■ Exercise
Omit all pictures, then retype the data exactly as given.

■ Dataset content

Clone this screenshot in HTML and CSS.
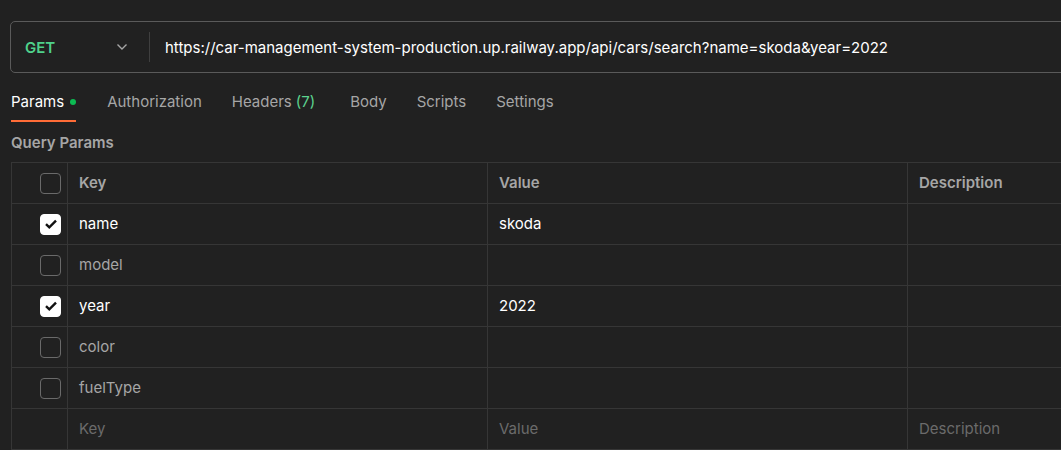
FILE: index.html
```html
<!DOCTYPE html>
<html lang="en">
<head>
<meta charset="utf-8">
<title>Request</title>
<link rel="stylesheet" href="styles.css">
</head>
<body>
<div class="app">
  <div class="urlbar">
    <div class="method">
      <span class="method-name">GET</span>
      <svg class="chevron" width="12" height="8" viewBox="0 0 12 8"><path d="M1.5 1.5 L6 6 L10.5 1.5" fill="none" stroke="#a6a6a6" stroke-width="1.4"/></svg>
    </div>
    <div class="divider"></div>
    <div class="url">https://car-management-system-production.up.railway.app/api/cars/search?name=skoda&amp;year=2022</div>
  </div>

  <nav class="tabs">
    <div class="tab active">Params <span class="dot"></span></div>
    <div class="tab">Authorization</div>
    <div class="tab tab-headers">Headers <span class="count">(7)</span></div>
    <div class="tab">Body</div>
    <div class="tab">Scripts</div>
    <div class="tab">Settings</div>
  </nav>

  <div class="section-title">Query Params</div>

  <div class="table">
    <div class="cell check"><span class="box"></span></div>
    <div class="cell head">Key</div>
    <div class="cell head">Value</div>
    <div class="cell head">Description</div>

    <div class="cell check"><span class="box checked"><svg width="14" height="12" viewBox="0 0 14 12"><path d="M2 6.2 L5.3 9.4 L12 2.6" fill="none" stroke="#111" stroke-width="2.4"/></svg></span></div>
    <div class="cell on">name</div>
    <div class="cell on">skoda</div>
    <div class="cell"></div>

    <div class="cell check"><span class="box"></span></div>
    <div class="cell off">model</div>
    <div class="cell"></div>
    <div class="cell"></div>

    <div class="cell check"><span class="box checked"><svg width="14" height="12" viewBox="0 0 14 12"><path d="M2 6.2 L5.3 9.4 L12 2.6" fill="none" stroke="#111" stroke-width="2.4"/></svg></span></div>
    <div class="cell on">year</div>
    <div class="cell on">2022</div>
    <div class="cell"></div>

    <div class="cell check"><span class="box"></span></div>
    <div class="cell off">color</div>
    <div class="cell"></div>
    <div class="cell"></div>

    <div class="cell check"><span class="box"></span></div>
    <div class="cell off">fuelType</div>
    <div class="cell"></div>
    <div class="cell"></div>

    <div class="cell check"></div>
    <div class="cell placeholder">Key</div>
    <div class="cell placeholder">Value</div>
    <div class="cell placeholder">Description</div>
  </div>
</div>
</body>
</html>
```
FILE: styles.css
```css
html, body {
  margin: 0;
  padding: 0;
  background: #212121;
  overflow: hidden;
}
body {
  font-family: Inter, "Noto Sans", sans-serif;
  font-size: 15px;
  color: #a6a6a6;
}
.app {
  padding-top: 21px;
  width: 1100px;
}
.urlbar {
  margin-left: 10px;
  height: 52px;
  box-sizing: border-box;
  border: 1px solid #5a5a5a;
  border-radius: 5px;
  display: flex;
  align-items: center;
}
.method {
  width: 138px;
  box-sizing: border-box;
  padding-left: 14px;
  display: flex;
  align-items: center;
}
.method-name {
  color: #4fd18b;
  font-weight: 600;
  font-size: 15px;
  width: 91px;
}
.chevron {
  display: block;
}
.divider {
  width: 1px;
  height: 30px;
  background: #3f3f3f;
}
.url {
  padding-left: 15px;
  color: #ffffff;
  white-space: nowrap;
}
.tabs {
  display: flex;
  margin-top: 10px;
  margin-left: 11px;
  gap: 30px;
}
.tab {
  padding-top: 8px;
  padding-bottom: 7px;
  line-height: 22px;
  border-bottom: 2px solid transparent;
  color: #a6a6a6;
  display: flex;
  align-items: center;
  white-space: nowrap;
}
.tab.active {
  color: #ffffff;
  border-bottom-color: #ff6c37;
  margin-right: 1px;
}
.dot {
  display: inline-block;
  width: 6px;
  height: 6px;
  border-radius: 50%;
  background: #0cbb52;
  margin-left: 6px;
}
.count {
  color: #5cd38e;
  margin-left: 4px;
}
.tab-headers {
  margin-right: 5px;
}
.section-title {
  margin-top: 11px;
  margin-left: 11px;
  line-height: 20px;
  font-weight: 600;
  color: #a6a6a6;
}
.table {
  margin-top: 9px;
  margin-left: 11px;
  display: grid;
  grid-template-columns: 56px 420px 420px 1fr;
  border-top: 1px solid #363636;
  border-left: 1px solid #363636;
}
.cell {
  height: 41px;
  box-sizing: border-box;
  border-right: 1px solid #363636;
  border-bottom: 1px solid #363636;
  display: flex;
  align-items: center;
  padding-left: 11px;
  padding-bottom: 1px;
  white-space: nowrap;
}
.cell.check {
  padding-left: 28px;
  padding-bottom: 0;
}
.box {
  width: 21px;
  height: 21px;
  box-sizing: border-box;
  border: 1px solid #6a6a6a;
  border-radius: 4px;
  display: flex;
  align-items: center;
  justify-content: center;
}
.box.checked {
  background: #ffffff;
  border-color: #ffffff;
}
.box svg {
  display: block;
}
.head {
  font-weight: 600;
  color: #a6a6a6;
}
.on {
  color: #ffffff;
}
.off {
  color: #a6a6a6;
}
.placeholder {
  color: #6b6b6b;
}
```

■ Reply to the exercise
Clone this screenshot in HTML and CSS.
FILE: index.html
```html
<!DOCTYPE html>
<html lang="en">
<head>
<meta charset="utf-8">
<title>Request</title>
<link rel="stylesheet" href="styles.css">
</head>
<body>
<div class="app">
  <div class="urlbar">
    <div class="method">
      <span class="method-name">GET</span>
      <svg class="chevron" width="12" height="8" viewBox="0 0 12 8"><path d="M1.5 1.5 L6 6 L10.5 1.5" fill="none" stroke="#a6a6a6" stroke-width="1.4"/></svg>
    </div>
    <div class="divider"></div>
    <div class="url">https://car-management-system-production.up.railway.app/api/cars/search?name=skoda&amp;year=2022</div>
  </div>

  <nav class="tabs">
    <div class="tab active">Params <span class="dot"></span></div>
    <div class="tab">Authorization</div>
    <div class="tab tab-headers">Headers <span class="count">(7)</span></div>
    <div class="tab">Body</div>
    <div class="tab">Scripts</div>
    <div class="tab">Settings</div>
  </nav>

  <div class="section-title">Query Params</div>

  <div class="table">
    <div class="cell check"><span class="box"></span></div>
    <div class="cell head">Key</div>
    <div class="cell head">Value</div>
    <div class="cell head">Description</div>

    <div class="cell check"><span class="box checked"><svg width="14" height="12" viewBox="0 0 14 12"><path d="M2 6.2 L5.3 9.4 L12 2.6" fill="none" stroke="#111" stroke-width="2.4"/></svg></span></div>
    <div class="cell on">name</div>
    <div class="cell on">skoda</div>
    <div class="cell"></div>

    <div class="cell check"><span class="box"></span></div>
    <div class="cell off">model</div>
    <div class="cell"></div>
    <div class="cell"></div>

    <div class="cell check"><span class="box checked"><svg width="14" height="12" viewBox="0 0 14 12"><path d="M2 6.2 L5.3 9.4 L12 2.6" fill="none" stroke="#111" stroke-width="2.4"/></svg></span></div>
    <div class="cell on">year</div>
    <div class="cell on">2022</div>
    <div class="cell"></div>

    <div class="cell check"><span class="box"></span></div>
    <div class="cell off">color</div>
    <div class="cell"></div>
    <div class="cell"></div>

    <div class="cell check"><span class="box"></span></div>
    <div class="cell off">fuelType</div>
    <div class="cell"></div>
    <div class="cell"></div>

    <div class="cell check"></div>
    <div class="cell placeholder">Key</div>
    <div class="cell placeholder">Value</div>
    <div class="cell placeholder">Description</div>
  </div>
</div>
</body>
</html>
```
FILE: styles.css
```css
html, body {
  margin: 0;
  padding: 0;
  background: #212121;
  overflow: hidden;
}
body {
  font-family: Inter, "Noto Sans", sans-serif;
  font-size: 15px;
  color: #a6a6a6;
}
.app {
  padding-top: 21px;
  width: 1100px;
}
.urlbar {
  margin-left: 10px;
  height: 52px;
  box-sizing: border-box;
  border: 1px solid #5a5a5a;
  border-radius: 5px;
  display: flex;
  align-items: center;
}
.method {
  width: 138px;
  box-sizing: border-box;
  padding-left: 14px;
  display: flex;
  align-items: center;
}
.method-name {
  color: #4fd18b;
  font-weight: 600;
  font-size: 15px;
  width: 91px;
}
.chevron {
  display: block;
}
.divider {
  width: 1px;
  height: 30px;
  background: #3f3f3f;
}
.url {
  padding-left: 15px;
  color: #ffffff;
  white-space: nowrap;
}
.tabs {
  display: flex;
  margin-top: 10px;
  margin-left: 11px;
  gap: 30px;
}
.tab {
  padding-top: 8px;
  padding-bottom: 7px;
  line-height: 22px;
  border-bottom: 2px solid transparent;
  color: #a6a6a6;
  display: flex;
  align-items: center;
  white-space: nowrap;
}
.tab.active {
  color: #ffffff;
  border-bottom-color: #ff6c37;
  margin-right: 1px;
}
.dot {
  display: inline-block;
  width: 6px;
  height: 6px;
  border-radius: 50%;
  background: #0cbb52;
  margin-left: 6px;
}
.count {
  color: #5cd38e;
  margin-left: 4px;
}
.tab-headers {
  margin-right: 5px;
}
.section-title {
  margin-top: 11px;
  margin-left: 11px;
  line-height: 20px;
  font-weight: 600;
  color: #a6a6a6;
}
.table {
  margin-top: 9px;
  margin-left: 11px;
  display: grid;
  grid-template-columns: 56px 420px 420px 1fr;
  border-top: 1px solid #363636;
  border-left: 1px solid #363636;
}
.cell {
  height: 41px;
  box-sizing: border-box;
  border-right: 1px solid #363636;
  border-bottom: 1px solid #363636;
  display: flex;
  align-items: center;
  padding-left: 11px;
  padding-bottom: 1px;
  white-space: nowrap;
}
.cell.check {
  padding-left: 28px;
  padding-bottom: 0;
}
.box {
  width: 21px;
  height: 21px;
  box-sizing: border-box;
  border: 1px solid #6a6a6a;
  border-radius: 4px;
  display: flex;
  align-items: center;
  justify-content: center;
}
.box.checked {
  background: #ffffff;
  border-color: #ffffff;
}
.box svg {
  display: block;
}
.head {
  font-weight: 600;
  color: #a6a6a6;
}
.on {
  color: #ffffff;
}
.off {
  color: #a6a6a6;
}
.placeholder {
  color: #6b6b6b;
}
```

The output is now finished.